Mistakes to Avoid in Building a Team, pt2
Leadership in Context with Keith Tucci
Episode 060
Mistake #1: Putting team building on hold to wait for better people.
Mistake #2: Not identifying, defining, and communicating the values of the team.
When you are building a team, before you give anyone a title or authority, you need to establish what your values are. What specific character traits are you looking for in your team members? Beyond naming them, you need to define those character traits. Here are a few that I feel are very important.
1. Giving
You don’t want someone on the team who is not a giver, whose heart is not invested in giving. But you have to define giving. At a minimum, that is someone who is a tither. It is also someone who goes beyond tithing. Be clear that giving, as you have defined it, is part of the qualifications of being part of the team.
2. Lifestyle
I would call this “guarding your testimony.” What are the testimony things that are important to you, that you want to be part of the character of this team? Example: When I had people serving on an executive team (the elders), I asked them to abstain from the use of alcohol. I did not hold it against people if they did some moderate drinking. I just asked the people on my leadership team if they would be willing to give it up. If you have a team and you are the leader of that team, you can and need to define the culture of that team. You need to communicate that in that team’s value system there are some things that are worth laying down to promote leadership. Clarify the lifestyle issues that you are looking for—regular church attendance, always being there when you have guests in, working vacation schedules around the activities of the church, etc.
3. Forthrightness
I have made some mistakes in my leadership. Some I have made on my own, and some I had help with. What I need from a team is people who will help me NOT make those mistakes. The biggest way people help me make mistakes is when they were not truthful or forthright in regards to how they thought about something or someone in a certain situation. We need people on our team who will speak up.
4. Confidentiality
You need to teach your team and set a standard on what is confidential and what isn’t. Confidence has two sides. One of the rules we had for anyone in ministry is that they were not allowed to take confidences. If someone came to them and asked them not to tell anyone what they were about to say, our team culture was to respond with, “You are going to have to trust my discretion.” In all my years in ministry, only one time have I ever had anyone respond by not telling me what they wanted to say. On the other side, you have to know that when you hear information, there are parts of that information that are not to be repeated, even to your spouse.

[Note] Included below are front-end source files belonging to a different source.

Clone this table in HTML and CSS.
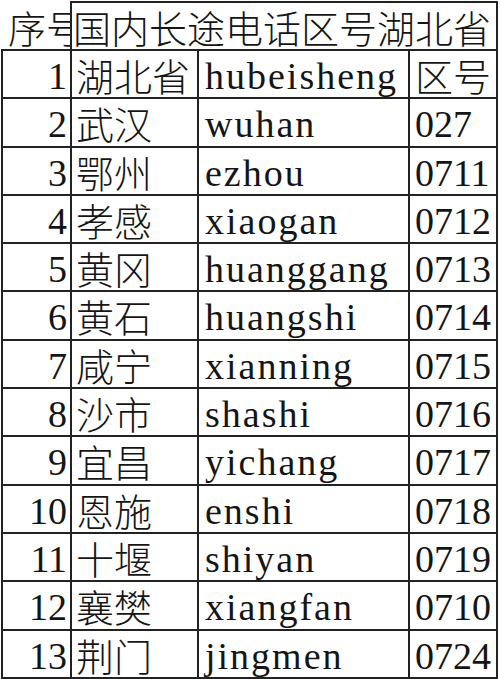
FILE: index.html
```html
<!DOCTYPE html>
<html lang="zh-CN">
<head>
<meta charset="utf-8">
<title>湖北省长途电话区号</title>
<link rel="stylesheet" href="styles.css">
</head>
<body>
<div class="sheet">
  <div class="cell head-no">序号</div>
  <div class="cell head-title">国内长途电话区号湖北省</div>

  <div class="cell no">1</div><div class="cell zh">湖北省</div><div class="cell py">hubeisheng</div><div class="cell code zh">区号</div>
  <div class="cell no">2</div><div class="cell zh">武汉</div><div class="cell py">wuhan</div><div class="cell code">027</div>
  <div class="cell no">3</div><div class="cell zh">鄂州</div><div class="cell py">ezhou</div><div class="cell code">0711</div>
  <div class="cell no">4</div><div class="cell zh">孝感</div><div class="cell py">xiaogan</div><div class="cell code">0712</div>
  <div class="cell no">5</div><div class="cell zh">黄冈</div><div class="cell py">huanggang</div><div class="cell code">0713</div>
  <div class="cell no">6</div><div class="cell zh">黄石</div><div class="cell py">huangshi</div><div class="cell code">0714</div>
  <div class="cell no">7</div><div class="cell zh">咸宁</div><div class="cell py">xianning</div><div class="cell code">0715</div>
  <div class="cell no">8</div><div class="cell zh">沙市</div><div class="cell py">shashi</div><div class="cell code">0716</div>
  <div class="cell no">9</div><div class="cell zh">宜昌</div><div class="cell py">yichang</div><div class="cell code">0717</div>
  <div class="cell no">10</div><div class="cell zh">恩施</div><div class="cell py">enshi</div><div class="cell code">0718</div>
  <div class="cell no">11</div><div class="cell zh">十堰</div><div class="cell py">shiyan</div><div class="cell code">0719</div>
  <div class="cell no">12</div><div class="cell zh">襄樊</div><div class="cell py">xiangfan</div><div class="cell code">0710</div>
  <div class="cell no">13</div><div class="cell zh">荆门</div><div class="cell py">jingmen</div><div class="cell code">0724</div>
</div>
</body>
</html>
```

FILE: styles.css
```css
html, body {
  margin: 0;
  padding: 0;
  background: #ffffff;
}

body {
  color: #151515;
  font-family: "Liberation Serif", "Noto Sans CJK SC", serif;
}

.sheet {
  display: grid;
  grid-template-columns: 71px 127px 211px 88px;
  grid-template-rows: 51px repeat(13, 48.3px);
  padding-left: 1px;
}

.cell {
  box-sizing: border-box;
  border-right: 2px solid #222222;
  border-bottom: 2px solid #222222;
  white-space: nowrap;
  font-size: 38px;
  line-height: 44px;
  padding-top: 3px;
  font-family: "Liberation Serif", "Noto Sans CJK SC", serif;
}

.zh,
.head-no,
.head-title {
  font-family: "Noto Sans CJK SC", sans-serif;
  font-weight: 300;
  padding-top: 2px;
}

.head-no {
  margin-top: 1px;
  padding-top: 4px;
  padding-left: 7px;
  overflow: hidden;
}

.head-title {
  grid-column: span 3;
  margin-top: 1px;
  border-top: 2px solid #222222;
  padding-left: 1px;
}

.no {
  border-left: 2px solid #222222;
  text-align: right;
  padding-right: 3px;
}

.zh {
  padding-left: 4px;
}

.py {
  padding-left: 6px;
  letter-spacing: 2px;
}

.code {
  padding-left: 5px;
}
```
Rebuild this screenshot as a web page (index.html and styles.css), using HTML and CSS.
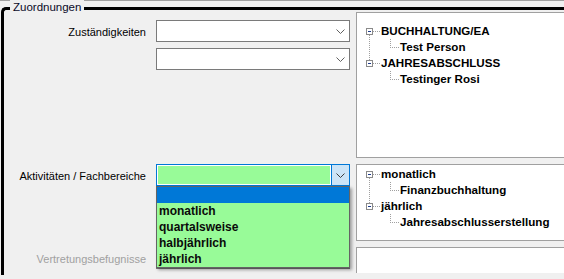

5. Understanding Your Volume
Once you are recognized as part of a leadership team, you have to realize that your voice, even when spoken softly, carries a higher volume. You have to be a steward of that volume. When pastors ask me to interview potential leaders, this is something I always spend some time talking about. To some degree, as a leader, you lose the right to your own opinion. You speak for the ministry. You are an ambassador. Anything you say will be accentuated. This is especially true when you are talking about considerations and promises. There is a lot of damage done in local churches and ministries when there is a perceived failure to execute a promise. The failure of unmet expectations does more damage than the failure of function or the failure of performance in most local churches. Part of the culture of the team is to guard your personal testimony, but also guard the TEAM testimony so that the team is looked at as people who keep their word, keep their promises, follow through, and do their due diligence.
6. Presbytery
This is a critical one that tends to get left out. A presbytery is a leadership team that your leadership team can refer issues to in order to get counsel and to act as a binding delegate, if needed in a situation. You communicate with your team that if there is a conflict on your team, these are the people they are permitted to talk to about it. Your team needs to be very clear on this. If they have a disagreement with the pastor or other team members, they need to know who they can talk to about that.
These are just a few key things that we tend to leave out when we have promoted someone. We think that we are all on the same page and we see that we have giftings that complement each other, but we often fail to talk about and define the values of the team. Identify those values, clearly define them, and communicate them to every member of the team.